Information provided:
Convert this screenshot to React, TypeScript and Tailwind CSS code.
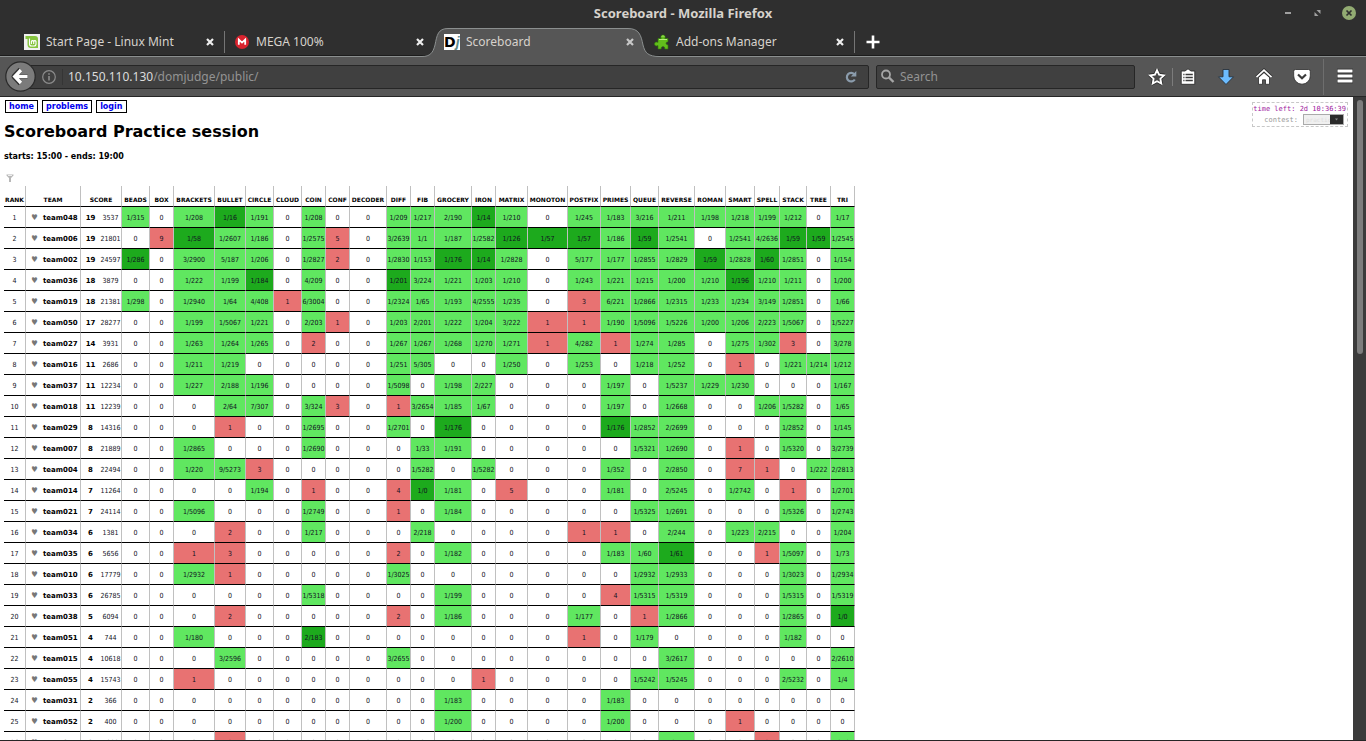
import type { ReactNode } from "react";

const PROBLEMS: [string, string][] = [
  ["BEADS", "w-[28px]"],
  ["BOX", "w-[24px]"],
  ["BRACKETS", "w-[41px]"],
  ["BULLET", "w-[31px]"],
  ["CIRCLE", "w-[28px]"],
  ["CLOUD", "w-[28px]"],
  ["COIN", "w-[24px]"],
  ["CONF", "w-[24px]"],
  ["DECODER", "w-[37px]"],
  ["DIFF", "w-[24px]"],
  ["FIB", "w-[24px]"],
  ["GROCERY", "w-[37px]"],
  ["IRON", "w-[24px]"],
  ["MATRIX", "w-[32px]"],
  ["MONOTON", "w-[40px]"],
  ["POSTFIX", "w-[33px]"],
  ["PRIMES", "w-[30px]"],
  ["QUEUE", "w-[28px]"],
  ["REVERSE", "w-[36px]"],
  ["ROMAN", "w-[31px]"],
  ["SMART", "w-[29px]"],
  ["SPELL", "w-[25px]"],
  ["STACK", "w-[27px]"],
  ["TREE", "w-[24px]"],
  ["TRI", "w-[24px]"],
];

// team, solved, time, then one result per problem.
// "tries/time" is solved, a leading * marks the first solver, a bare count is unsolved.
const ROWS = [
  "team048 19 3537 1/315 0 1/208 *1/16 1/191 0 1/208 0 0 1/209 1/217 2/190 *1/14 1/210 0 1/245 1/183 3/216 1/211 1/198 1/218 1/199 1/212 0 1/17",
  "team006 19 21801 0 9 *1/58 1/2607 1/186 0 1/2575 5 0 3/2639 1/1 1/187 1/2582 *1/126 *1/57 *1/57 1/186 *1/59 1/2541 0 1/2541 4/2636 *1/59 *1/59 1/2545",
  "team002 19 24597 *1/286 0 3/2900 5/187 1/206 0 1/2827 2 0 1/2830 1/153 *1/176 *1/14 1/2828 0 5/177 1/177 1/2855 1/2829 *1/59 1/2828 *1/60 1/2851 0 1/154",
  "team036 18 3879 0 0 1/222 1/199 *1/184 0 4/209 0 0 *1/201 3/224 1/221 1/203 1/210 0 1/243 1/221 1/215 1/200 1/210 *1/196 1/210 1/211 0 1/200",
  "team019 18 21381 1/298 0 1/2940 1/64 4/408 1 6/3004 0 0 1/2324 1/65 1/193 4/2555 1/235 0 3 6/221 1/2866 1/2315 1/233 1/234 3/149 1/2851 0 1/66",
  "team050 17 28277 0 0 1/199 1/5067 1/221 0 2/203 1 0 1/203 2/201 1/222 1/204 3/222 1 1 1/190 1/5096 1/5226 1/200 1/206 2/223 1/5067 0 1/5227",
  "team027 14 3931 0 0 1/263 1/264 1/265 0 2 0 0 1/267 1/267 1/268 1/270 1/271 1 4/282 1 1/274 1/285 0 1/275 1/302 3 0 3/278",
  "team016 11 2686 0 0 1/211 1/219 0 0 0 0 0 1/251 5/305 0 0 1/250 0 1/253 0 1/218 1/252 0 1 0 1/221 1/214 1/212",
  "team037 11 12234 0 0 1/227 2/188 1/196 0 0 0 0 1/5098 0 1/198 2/227 0 0 0 1/197 0 1/5237 1/229 1/230 0 0 0 1/167",
  "team018 11 12239 0 0 0 2/64 7/307 0 3/324 3 0 1 3/2654 1/185 1/67 0 0 0 1/197 0 1/2668 0 0 1/206 1/5282 0 1/65",
  "team029 8 14316 0 0 0 1 0 0 1/2695 0 0 1/2701 0 *1/176 0 0 0 0 *1/176 1/2852 2/2699 0 0 0 1/2852 0 1/145",
  "team007 8 21889 0 0 1/2865 0 0 0 1/2690 0 0 0 1/33 1/191 0 0 0 0 0 1/5321 1/2690 0 1 0 1/5320 0 3/2739",
  "team004 8 22494 0 0 1/220 9/5273 3 0 0 0 0 0 1/5282 0 1/5282 0 0 0 1/352 0 2/2850 0 7 1 0 1/222 2/2813",
  "team014 7 11264 0 0 0 0 1/194 0 1 0 0 4 *1/0 1/181 0 5 0 0 1/181 0 2/5245 0 1/2742 0 1 0 1/2701",
  "team021 7 24114 0 0 1/5096 0 0 0 1/2749 0 0 1 0 1/184 0 0 0 0 0 1/5325 1/2691 0 0 0 1/5326 0 1/2743",
  "team034 6 1381 0 0 0 2 0 0 1/217 0 0 0 2/218 0 0 0 0 1 1 0 2/244 0 1/223 2/215 0 0 1/204",
  "team035 6 5656 0 0 1 3 0 0 0 0 0 2 0 1/182 0 0 0 0 1/183 1/60 *1/61 0 0 1 1/5097 0 1/73",
  "team010 6 17779 0 0 1/2932 1 0 0 0 0 0 1/3025 0 0 0 0 0 0 0 1/2932 1/2933 0 0 0 1/3023 0 1/2934",
  "team033 6 26785 0 0 0 0 0 0 1/5318 0 0 0 0 1/199 0 0 0 0 4 1/5315 1/5319 0 0 0 1/5315 0 1/5319",
  "team038 5 6094 0 0 0 2 0 0 0 0 0 2 0 1/186 0 0 0 1/177 0 1 1/2866 0 0 0 1/2865 0 *1/0",
  "team051 4 744 0 0 1/180 0 0 0 *2/183 0 0 0 0 0 0 0 0 1 0 1/179 0 0 0 0 1/182 0 0",
  "team015 4 10618 0 0 0 3/2596 0 0 0 0 0 3/2655 0 0 0 0 0 0 0 0 3/2617 0 0 0 0 0 2/2610",
  "team055 4 15743 0 0 1 0 0 0 0 0 0 0 0 0 1 0 0 0 0 1/5242 1/5245 0 0 0 2/5232 0 1/4",
  "team031 2 366 0 0 0 0 0 0 0 0 0 0 0 1/183 0 0 0 0 1/183 0 0 0 0 0 0 0 0",
  "team052 2 400 0 0 0 0 0 0 0 0 0 0 0 1/200 0 0 0 0 1/200 0 0 0 1 0 0 0 0",
  "team017 2 5080 0 0 0 2 0 0 0 0 0 0 0 0 0 0 0 0 0 0 1/2477 0 0 2 0 0 1/2484",
].map((r) => r.split(" "));

function tone(v: string) {
  if (v === "0") return "";
  if (v.startsWith("*")) return "bg-[#1daa1d]";
  return v.includes("/") ? "bg-[#60e760]" : "bg-[#e87272]";
}

const MintIcon = () => (
  <svg width="16" height="16" viewBox="0 0 16 16">
    <rect width="16" height="16" fill="#f0f0f0" />
    <path d="M1.5 2H11a3 3 0 0 1 3 3v9H7a3.500 3.500 0 0 1-3.500-3.500V5h-2z" fill="#86c43f" />
    <path d="M5.500 4.500v5.500a2 2 0 0 0 2 2h2.500a2 2 0 0 0 2-2V7.500a1.200 1.200 0 0 0-2.300 0V10M9.700 7.500a1.200 1.200 0 0 0-2.300 0V10" fill="none" stroke="#fff" strokeWidth="1.100" />
  </svg>
);

const MegaIcon = () => (
  <svg width="16" height="16" viewBox="0 0 16 16">
    <circle cx="8" cy="8" r="7" fill="#d9232e" />
    <path d="M4.800 10.800V5.600L8 8.600l3.200-3v5.200" fill="none" stroke="#fff" strokeWidth="1.800" />
  </svg>
);

const DjIcon = () => (
  <span className="flex size-4 items-center overflow-hidden bg-white font-['DejaVu_Sans'] text-[14px] leading-4 font-bold text-black">
    D<i className="font-['Liberation_Sans'] text-[14px] font-bold text-[#5f8a8c]">j</i>
  </span>
);

const AddonIcon = () => (
  <svg width="16" height="16" viewBox="0 0 16 16">
    <path
      d="M4 4.500h3.200C6.600 3.600 6.500 1 9 1s2.500 2.600 1.800 3.500H14v3.200c-.8.300-2 .3-2 1.600s1.200 1.300 2 1.600V15h-3.200c.3-1.500-.4-2.500-1.800-2.500S7 13.500 7.200 15H4v-3.500C3 12.200.500 12.200.500 10S3 7.800 4 8.500z"
      fill="#62bd1c"
      stroke="#2f7a08"
      strokeWidth=".6"
    />
    <path d="M7.800 2.600a1.400 1.400 0 0 1 2.400 0M5 5.500h8" stroke="#b6ec7c" strokeWidth="1" fill="none" />
  </svg>
);

function Tab({ icon, title, active, divider }: { icon: ReactNode; title: string; active?: boolean; divider?: boolean }) {
  return (
    <div role="tab" aria-selected={!!active} className="relative h-[29px] w-[210px] shrink-0">
      {active && (
        <svg className="absolute top-0 -left-[12px]" width="238" height="30" viewBox="0 0 238 30">
          <path
            d="M0 28.500C8 28.500 11 25 13 17C15 7 16 .5 26 .5H206C217 .5 219 7 221 17C223 25 226 28.500 238 28.500V30H0Z"
            fill="#565656"
          />
          <path
            d="M0 28.500C8 28.500 11 25 13 17C15 7 16 .5 26 .5H206C217 .5 219 7 221 17C223 25 226 28.500 238 28.500"
            fill="none"
            stroke="#8b8f8f"
          />
        </svg>
      )}
      <div className="relative flex h-7 items-center gap-1.5 pr-2.5 pl-2.5">
        {icon}
        <span className="flex-1 text-[12px] whitespace-nowrap text-[#d6d2cc]">{title}</span>
        <button aria-label="Close tab" className="flex size-2 items-center justify-center">
          <svg width="8" height="8" viewBox="0 0 8 8" className="shrink-0">
            <path d="M1 1l6 6M7 1L1 7" stroke={active ? "#c8c8c8" : "#eee"} strokeWidth="2.200" />
          </svg>
        </button>
      </div>
      {divider && <span className="absolute top-[3px] -right-px h-[22px] w-px bg-[#757575]" />}
    </div>
  );
}

function IconButton({ label, children }: { label: string; children: ReactNode }) {
  return (
    <button aria-label={label} className="flex w-[18px] items-center justify-center">
      {children}
    </button>
  );
}

function Chrome() {
  return (
    <header className="shrink-0 bg-[#2f2f2f] font-['Noto_Sans',sans-serif]">
      <div className="relative flex h-7 items-center justify-center">
        <h2 className="text-[13px] font-bold text-[#d6d2cc]">Scoreboard - Mozilla Firefox</h2>
        <div className="absolute top-[6px] right-[10px] flex items-center gap-[21px]">
          <button aria-label="Minimize">
            <svg width="8" height="14" viewBox="0 0 8 14">
              <path d="M1 7h6" stroke="#a0a0a0" strokeWidth="2" />
            </svg>
          </button>
          <button aria-label="Restore">
            <svg width="8" height="14" viewBox="0 0 8 14">
              <path d="M3.500 4h4v4zM1.500 6v4h4z" fill="#a0a0a0" />
            </svg>
          </button>
          <button aria-label="Close">
            <svg width="14" height="14" viewBox="0 0 14 14">
              <circle cx="7" cy="7" r="7" fill="#92ab72" />
              <path d="M4.500 4.500l5 5M9.500 4.500l-5 5" stroke="#2f2f2f" strokeWidth="1.700" />
            </svg>
          </button>
        </div>
      </div>

      <div role="tablist" className="relative flex h-[29px] pl-[14px]">
        <span className="absolute inset-x-0 bottom-px h-px bg-[#1c1c1c]" />
        <span className="absolute inset-x-0 bottom-0 h-px bg-[#8b8f8f]" />
        <Tab icon={<MintIcon />} title="Start Page - Linux Mint" divider />
        <Tab icon={<MegaIcon />} title="MEGA 100%" />
        <Tab icon={<DjIcon />} title="Scoreboard" active />
        <Tab icon={<AddonIcon />} title="Add-ons Manager" divider />
        <button aria-label="New tab" className="ml-px flex h-7 w-9 items-center justify-center">
          <svg width="14" height="14" viewBox="0 0 14 14">
            <path d="M7 .5v13M.5 7h13" stroke="#fff" strokeWidth="2.600" />
          </svg>
        </button>
      </div>

      <div className="flex h-10 items-center border-b border-[#262626] bg-[#565656] pr-3 pl-[5px]">
        <button aria-label="Back" className="relative z-10 shrink-0">
          <svg width="31" height="31" viewBox="0 0 31 31">
            <circle cx="15.500" cy="15.500" r="14.700" fill="#7b7b7b" stroke="#292929" strokeWidth="1.200" />
            <path d="M15.500 8.500l-6.500 7 6.500 7M9.500 15.500H22.500" fill="none" stroke="#333" strokeWidth="5" strokeLinejoin="round" />
            <path d="M16 9l-6.200 6.500L16 22M10 15.500h12.500" fill="none" stroke="#fff" strokeWidth="3.400" />
          </svg>
        </button>
        <div className="-ml-4 flex h-6 flex-1 items-center rounded-[2px] border border-[#262626] bg-[#404040] pr-2.5 pl-5">
          <svg width="16" height="16" viewBox="0 0 16 16" className="shrink-0">
            <circle cx="8" cy="8" r="6.300" fill="none" stroke="#8c8c8c" strokeWidth="1.200" />
            <path d="M8 7v4.500M8 4.200v1.600" stroke="#8c8c8c" strokeWidth="1.600" />
          </svg>
          <span className="ml-[5px] h-4 w-px bg-[#353535]" />
          <div className="ml-[5px] flex-1 text-[12px] whitespace-nowrap text-[#939393]">
            <span className="text-[#dcdcdc]">10.150.110.130</span>/domjudge/public/
          </div>
          <button aria-label="Reload">
            <svg width="14" height="14" viewBox="0 0 14 14">
              <path d="M10.300 4.200A4.300 4.300 0 1 0 10.800 9.500" fill="none" stroke="#8b9cac" strokeWidth="2.200" />
              <path d="M12.300 1v5.600H6.800z" fill="#8b9cac" />
            </svg>
          </button>
        </div>
        <div className="ml-[7px] flex h-6 w-[259px] items-center rounded-[2px] border border-[#262626] bg-[#404040] pl-[3px]">
          <svg width="15" height="15" viewBox="0 0 15 15" className="shrink-0">
            <circle cx="6" cy="5.500" r="4" fill="none" stroke="#a6a6a6" strokeWidth="1.800" />
            <path d="M9 8.500l4.500 4.500" stroke="#a6a6a6" strokeWidth="2.400" />
          </svg>
          <input
            aria-label="Search"
            placeholder="Search"
            className="ml-[5px] w-full bg-transparent text-[12px] outline-none placeholder:text-[#939393]"
          />
        </div>
        <div className="ml-[13px] flex h-9 items-center">
          <IconButton label="Bookmark this page">
            <svg width="18" height="18" viewBox="0 0 18 18" className="shrink-0">
              <path
                d="M9 2.200l2.100 4.500 4.900.6-3.600 3.400.9 4.900L9 13.200l-4.300 2.400.9-4.900L2 7.300l4.900-.6z"
                fill="none"
                stroke="#2b2b2b"
                strokeWidth="3.400"
                strokeLinejoin="round"
              />
              <path
                d="M9 2.200l2.100 4.500 4.900.6-3.600 3.400.9 4.900L9 13.200l-4.300 2.400.9-4.900L2 7.300l4.900-.6z"
                fill="#4a4a4a"
                stroke="#fff"
                strokeWidth="1.800"
              />
            </svg>
          </IconButton>
          <span className="ml-[6px] h-[18px] w-px bg-[#7c7c7c]" />
          <span className="w-[6px]" />
          <IconButton label="Bookmarks list">
            <svg width="18" height="18" viewBox="0 0 18 18" className="shrink-0">
              <path d="M6 3L9 .8 12 3h3.800v13.300H2.200V3z" fill="#fff" stroke="#2b2b2b" strokeWidth=".9" />
              <path d="M4.300 6.500h1.200M4.300 9.500h1.200M4.300 12.500h1.200M6.500 6.500h7.300M6.500 9.500h7.300M6.500 12.500h7.300" stroke="#3b3b3b" strokeWidth="1.300" />
            </svg>
          </IconButton>
          <span className="w-5" />
          <IconButton label="Downloads">
            <svg width="18" height="18" viewBox="0 0 18 18" className="shrink-0">
              <path d="M6 1.500h6v7.300h4.500L9 16.500 1.500 8.800H6z" fill="#6cbcff" stroke="#29323b" strokeWidth=".9" strokeLinejoin="round" />
            </svg>
          </IconButton>
          <span className="w-5" />
          <IconButton label="Home">
            <svg width="18" height="18" viewBox="0 0 18 18" className="shrink-0">
              <path d="M3.500 9.500L9 4.600l5.500 4.900v6.800h-4v-4.500h-3v4.500h-4z" fill="#fff" stroke="#2b2b2b" strokeWidth=".8" />
              <path d="M1.500 9.200L9 2.200l7.500 7" fill="none" stroke="#2b2b2b" strokeWidth="3.200" />
              <path d="M1.500 9.200L9 2.200l7.500 7" fill="none" stroke="#fff" strokeWidth="1.800" />
            </svg>
          </IconButton>
          <span className="w-5" />
          <IconButton label="Pocket">
            <svg width="18" height="18" viewBox="0 0 18 18" className="shrink-0">
              <path d="M2.500 1.500h13a1.800 1.800 0 0 1 1.800 1.800v4.600a8.300 8.300 0 0 1-16.600 0V3.300a1.800 1.800 0 0 1 1.800-1.800z" fill="#fff" stroke="#2b2b2b" strokeWidth=".8" />
              <path d="M5 6.500l4 3.800 4-3.800" fill="none" stroke="#3b3b3b" strokeWidth="2.200" />
            </svg>
          </IconButton>
          <span className="ml-3 h-9 w-px bg-[#6e6e6e]" />
          <span className="w-[12px]" />
          <IconButton label="Open menu">
            <svg width="18" height="18" viewBox="0 0 18 18" className="shrink-0">
              <path d="M1 3h16M1 8h16M1 13h16" stroke="#2b2b2b" strokeWidth="4.400" />
              <path d="M1.500 3h15M1.500 8h15M1.500 13h15" stroke="#fff" strokeWidth="3" />
            </svg>
          </IconButton>
        </div>
      </div>
    </header>
  );
}

const CELL = "border-r border-b border-r-[#c0c0c0] border-b-black p-0 text-center whitespace-nowrap";

function Scoreboard() {
  return (
    <table className="mt-1 w-px table-fixed border-separate border-spacing-0 font-['DejaVu_Sans_Condensed','DejaVu_Sans',sans-serif] text-[7px] leading-[8px] text-[#112]">
      <colgroup>
        <col className="w-[22px]" />
        <col className="w-[17px]" />
        <col className="w-[38px]" />
        <col className="w-[19px]" />
        <col className="w-[22px]" />
        {PROBLEMS.map(([name, width]) => (
          <col key={name} className={width} />
        ))}
      </colgroup>
      <thead>
        <tr className="h-[21px] font-['DejaVu_Sans',sans-serif] text-[6px] font-bold text-black">
          <th className={`${CELL} pt-2`}>RANK</th>
          <th colSpan={2} className={`${CELL} pt-2`}>TEAM</th>
          <th colSpan={2} className={`${CELL} pt-2`}>SCORE</th>
          {PROBLEMS.map(([name]) => (
            <th key={name} className={`${CELL} pt-2`}>
              <div className="flex justify-center">{name}</div>
            </th>
          ))}
        </tr>
      </thead>
      <tbody>
        {ROWS.map(([team, solved, time, ...results], i) => (
          <tr key={team} className="h-[21px]">
            <td className={`${CELL} pt-[2px]`}>{i + 1}</td>
            <td className="border-b border-black p-0 pt-[2px] text-center text-[8px] text-[#777]">♥</td>
            <td className="border-r border-b border-r-[#c0c0c0] border-b-black p-0 pt-[2px] text-left font-['DejaVu_Sans',sans-serif] font-bold text-black">
              {team}
            </td>
            <td className="border-b border-black p-0 pt-[2px] text-center font-['DejaVu_Sans',sans-serif] font-bold text-black">
              {solved}
            </td>
            <td className={`${CELL} pt-[2px]`}>
              <div className="flex justify-center">{time}</div>
            </td>
            {results.map((v, j) => (
              <td key={j} className={`${CELL} pt-[2px] ${tone(v)}`}>
                <div className="flex justify-center">{v.replace("*", "")}</div>
              </td>
            ))}
          </tr>
        ))}
      </tbody>
    </table>
  );
}

export default function App() {
  return (
    <div className="flex h-screen flex-col overflow-hidden bg-white">
      <Chrome />
      <div className="flex min-h-0 flex-1 border-b border-[#262626]">
        <main className="relative min-w-0 flex-1 overflow-hidden pt-[3px] pl-1 font-['DejaVu_Sans',sans-serif] text-black">
          <nav className="flex gap-1 pl-px text-[8px] leading-[11px] font-bold text-[#0000ee]">
            {["home", "problems", "login"].map((label) => (
              <a key={label} href={`#${label}`} className="border border-black px-[3px]">
                {label}
              </a>
            ))}
          </nav>
          <h1 className="mt-[9px] text-[16px] leading-5 font-bold">Scoreboard Practice session</h1>
          <p className="mt-[9px] text-[8px] leading-3 font-bold">starts: 15:00 - ends: 19:00</p>
          <button aria-label="Filter" className="mt-[11px] ml-[2px] block">
            <svg width="8" height="8" viewBox="0 0 8 8">
              <path d="M.5.500h7v1L5 4v4H3V4L.5 1.500z" fill="#b8b8b8" />
              <path d="M2 1.500h4" stroke="#eee" />
            </svg>
          </button>
          <Scoreboard />
          <div className="absolute top-[5px] right-[5px] flex flex-col items-end border border-dashed border-[#c8c8c8] font-['DejaVu_Sans_Mono',monospace] text-[7px] leading-[10px]">
            <span className="mt-px pr-px text-[#a020a0]">time left: 2d 10:36:39</span>
            <div className="flex items-center gap-[5px] pr-[3px] pb-px">
              <label htmlFor="contest" className="text-[#999]">contest:</label>
              <span className="flex h-[11px] w-[41px] border border-[#aaa] bg-[#f0f0f0]">
                <select id="contest" className="w-[26px] appearance-none pl-[2px] text-[6px] leading-[8px] text-[#ddd] outline-none">
                  <option>practice</option>
                </select>
                <svg width="13" height="9" viewBox="0 0 13 9">
                  <rect width="13" height="9" fill="#2b2b2b" />
                  <path d="M5 3.500h3L6.500 5.500z" fill="#888" />
                </svg>
              </span>
            </div>
          </div>
        </main>
        <div className="flex w-[13px] shrink-0 flex-col items-center bg-[#3b3b3b] pt-[3px]">
          <div className="h-[254px] w-[6px] rounded-full bg-[#7d7d7d]" />
        </div>
      </div>
    </div>
  );
}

Problem requirements: Looking at the data above, show all lines where the word "this" occurs.

Output below:
Convert this screenshot to React, TypeScript and Tailwind CSS code.
          <IconButton label="Bookmark this page">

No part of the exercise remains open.